Two robust qualitative results from the Mirrlees-and-after literature:

Marginal tax rates should be zero at the top of the income distribution (in the limit, for the very highest earner) — a remarkable result, though its practical relevance is limited because 'the top' is a measure-zero point
Marginal tax rates should be lower in the middle than at the bottom — because the welfare cost of distorting middle-earner labour supply is higher, given the larger number of people affected. This is the famous 'inverted-U' marginal-rate schedule

The Laffer curve and what it actually shows

Arthur Laffer drew a famous napkin sketch in 1974 showing tax revenue as a function of the tax rate: zero revenue at a 0% rate, zero revenue at a 100% rate (because nobody works), and a single maximum somewhere in between. The conservative political implication — that we are on the falling side of the curve, so cutting tax rates raises revenue — caught on. The economic claim is technically correct but empirically narrow.

The Laffer-curve trap

Empirical estimates put the revenue-maximising top marginal income-tax rate somewhere between 50% and 75% (Saez, Slemrod, Giertz 2012 review). Most countries' actual top rates sit well below this — meaning we are usually on the rising side of the Laffer curve, where tax cuts cost revenue and tax increases raise it. The 'tax cuts pay for themselves' argument has been falsified repeatedly in the empirical record (US 2001, 2017; UK 2022 mini-budget). Use the curve as a teaching device, not a policy guide.
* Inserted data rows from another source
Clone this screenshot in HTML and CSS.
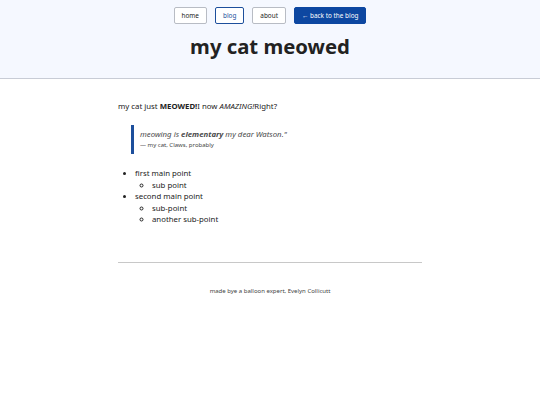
FILE: index.html
```html
<!DOCTYPE html>
<html>
<head>
<meta charset="utf-8">
<link rel="stylesheet" href="styles.css">
</head>
<body>
<header class="site-header">
  <nav class="nav">
    <a class="btn" href="#">home</a>
    <a class="btn btn-active" href="#">blog</a>
    <a class="btn" href="#">about</a>
    <a class="btn btn-primary" href="#">← back to the blog</a>
  </nav>
  <h1 class="title">my cat meowed</h1>
</header>
<main class="content">
  <p class="lead">my cat just <strong>MEOWED!</strong>I now <em>AMAZING!</em>Right?</p>
  <blockquote class="quote">
    <p class="quote-text">meowing is <strong>elementary</strong> my dear Watson."</p>
    <p class="quote-cite">— my cat, Claws, probably</p>
  </blockquote>
  <ul class="list">
    <li>first main point
      <ul class="sublist"><li>sub point</li></ul>
    </li>
    <li>second main point
      <ul class="sublist"><li>sub-point</li><li>another sub-point</li></ul>
    </li>
  </ul>
  <hr class="rule">
  <footer class="footer">made bye a balloon expert, Evelyn Collicutt</footer>
</main>
</body>
</html>
```
FILE: styles.css
```css
html, body {
  margin: 0;
  padding: 0;
  background: #ffffff;
  font-family: "Noto Sans", "Open Sans", sans-serif;
  color: #222222;
}
.site-header {
  background: #f5f8ff;
  border-bottom: 1px solid #c8ccd6;
  padding-top: 7px;
  height: 71px;
  box-sizing: content-box;
}
.nav {
  display: flex;
  justify-content: center;
  gap: 8px;
}
.btn {
  display: block;
  font-size: 6.4px;
  line-height: 15px;
  padding: 0 7px;
  border: 1px solid #b8bcc4;
  border-radius: 2px;
  background: #ffffff;
  color: #222222;
  text-decoration: none;
}
.btn-active {
  border-color: #1d4f9c;
  color: #1d4f9c;
}
.btn-primary {
  background: #0d47a1;
  border-color: #0d47a1;
  color: #ffffff;
}
.title {
  margin: 7px 0 0;
  text-align: center;
  font-size: 20.3px;
  line-height: 30px;
  font-weight: 700;
  color: #222222;
}
.content {
  width: 304px;
  margin: 0 auto;
  padding-top: 20px;
}
.lead {
  margin: 0;
  font-size: 7.8px;
  line-height: 14px;
}
.quote {
  margin: 12px 0 0 13px;
  border-left: 3px solid #1d4f9c;
  padding: 3px 0 4px 6px;
}
.quote-text {
  margin: 0;
  font-size: 7.8px;
  line-height: 12px;
  font-style: italic;
  color: #4a4a4a;
}
.quote-cite {
  margin: 0;
  font-size: 6px;
  line-height: 10px;
  color: #444444;
}
.list {
  margin: 14px 0 0;
  padding-left: 17px;
  font-size: 7.8px;
  line-height: 11.6px;
}
.sublist {
  margin: 0;
  padding-left: 17px;
  list-style-type: circle;
}
.rule {
  margin: 36px 0 0;
  border: 0;
  border-top: 1px solid #c8c8c8;
}
.footer {
  margin-top: 24px;
  text-align: center;
  font-size: 6px;
  color: #444444;
}
```
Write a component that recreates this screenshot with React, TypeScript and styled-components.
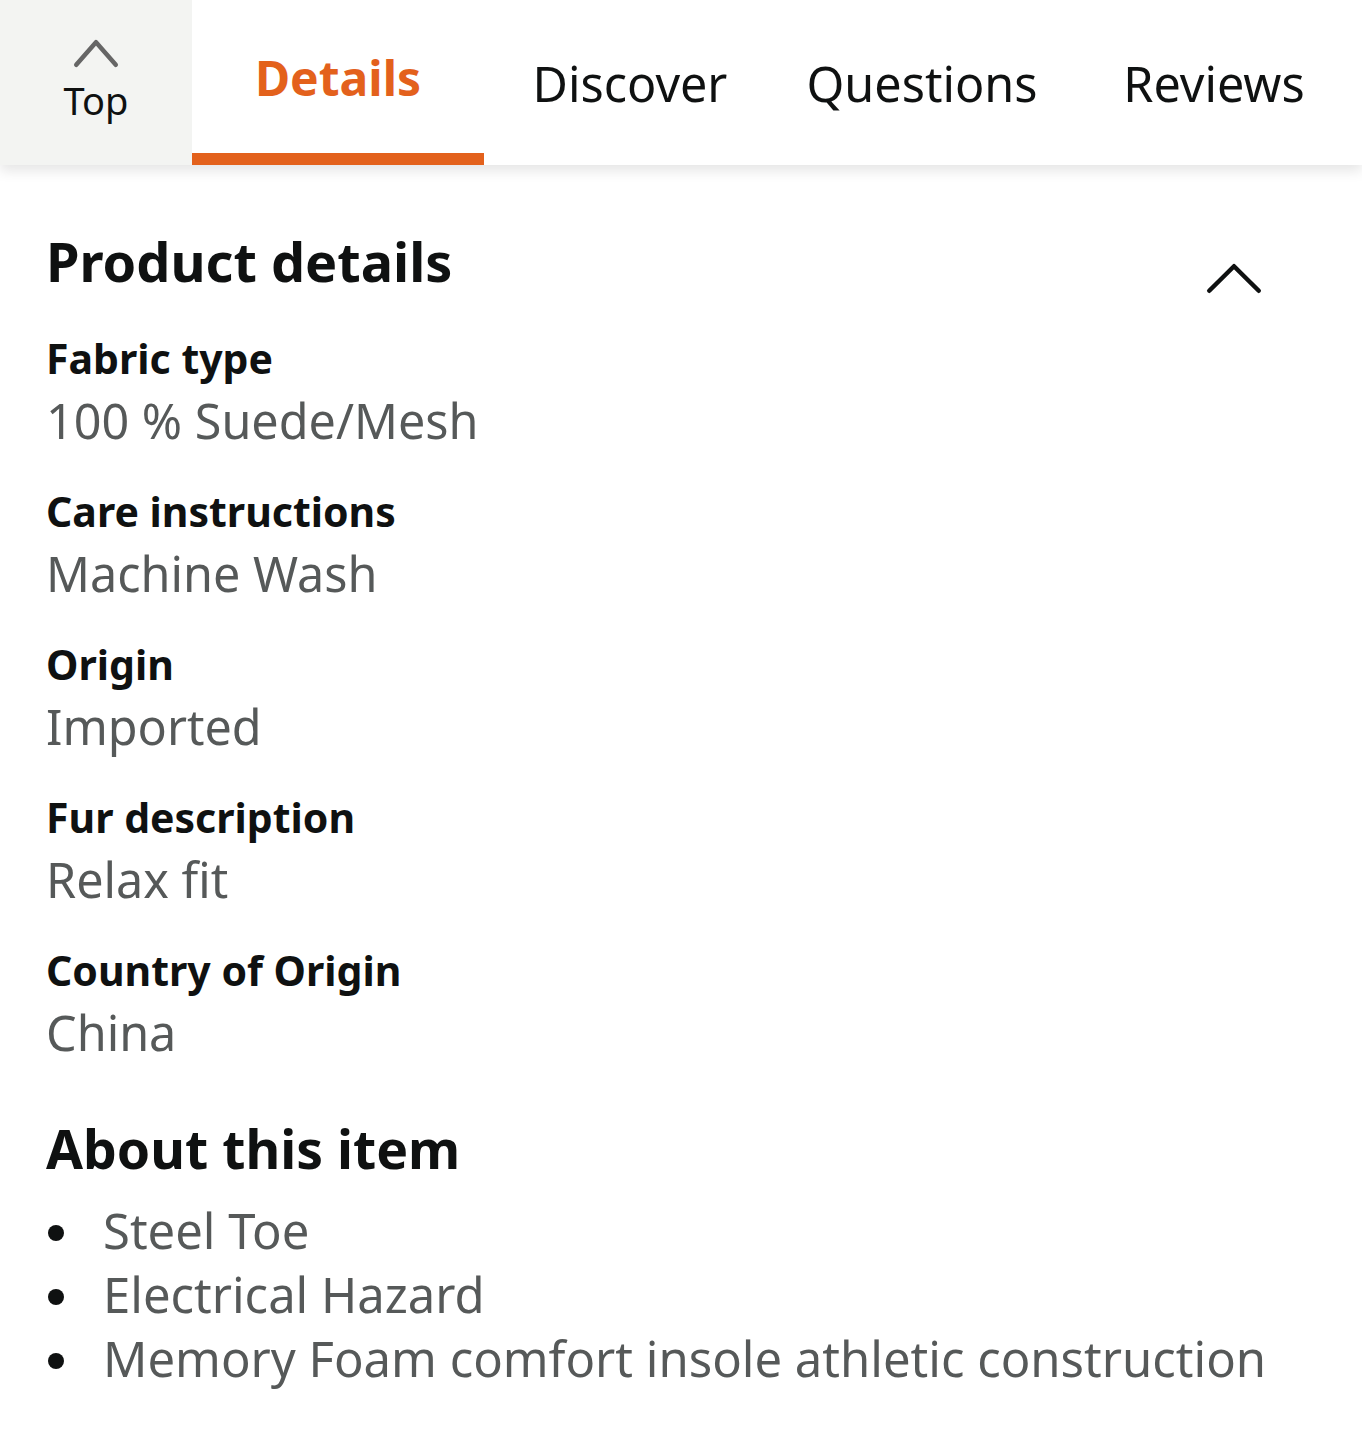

Application to African economies

Two operational lessons:

Broad base, low rate dominates narrow base, high rate. The Kenya VAT regime (16% standard rate, ~5% of GDP yield) outperforms the Ethiopian VAT (15% standard, ~3% of GDP yield) largely because the Kenyan base is broader — fewer exemptions, fewer zero-rated items. The DWL² argument explains why this matters
Don't use commodity taxes to redistribute. The Tinbergen rule plus the Ramsey-Diamond-Mirrlees stack says: tax consumption broadly and efficiently; redistribute via targeted cash transfers (Hunger Safety Net Programme, Inua Jamii in Kenya). Politicians constantly violate this by exempting 'basic food' from VAT — which Diamond & Mirrlees (1971) showed is a less efficient redistribution channel than direct transfers funded by the broader-based VAT

Exercise

Kenya's 2023 Finance Act imposed a 16% VAT on previously zero-rated bread. Public outrage caused a partial reversal. (1) Using the Ramsey rule, what does demand elasticity for bread predict about whether bread should be taxed at the standard rate or a reduced rate? (2) Using the Diamond-Mirrlees argument, what should the public-finance-economist response be regardless of elasticity? (3) Critique the political claim 'we are protecting the poor by zero-rating bread' using the Tinbergen rule. (4) What is the policy reform that resolves the tension?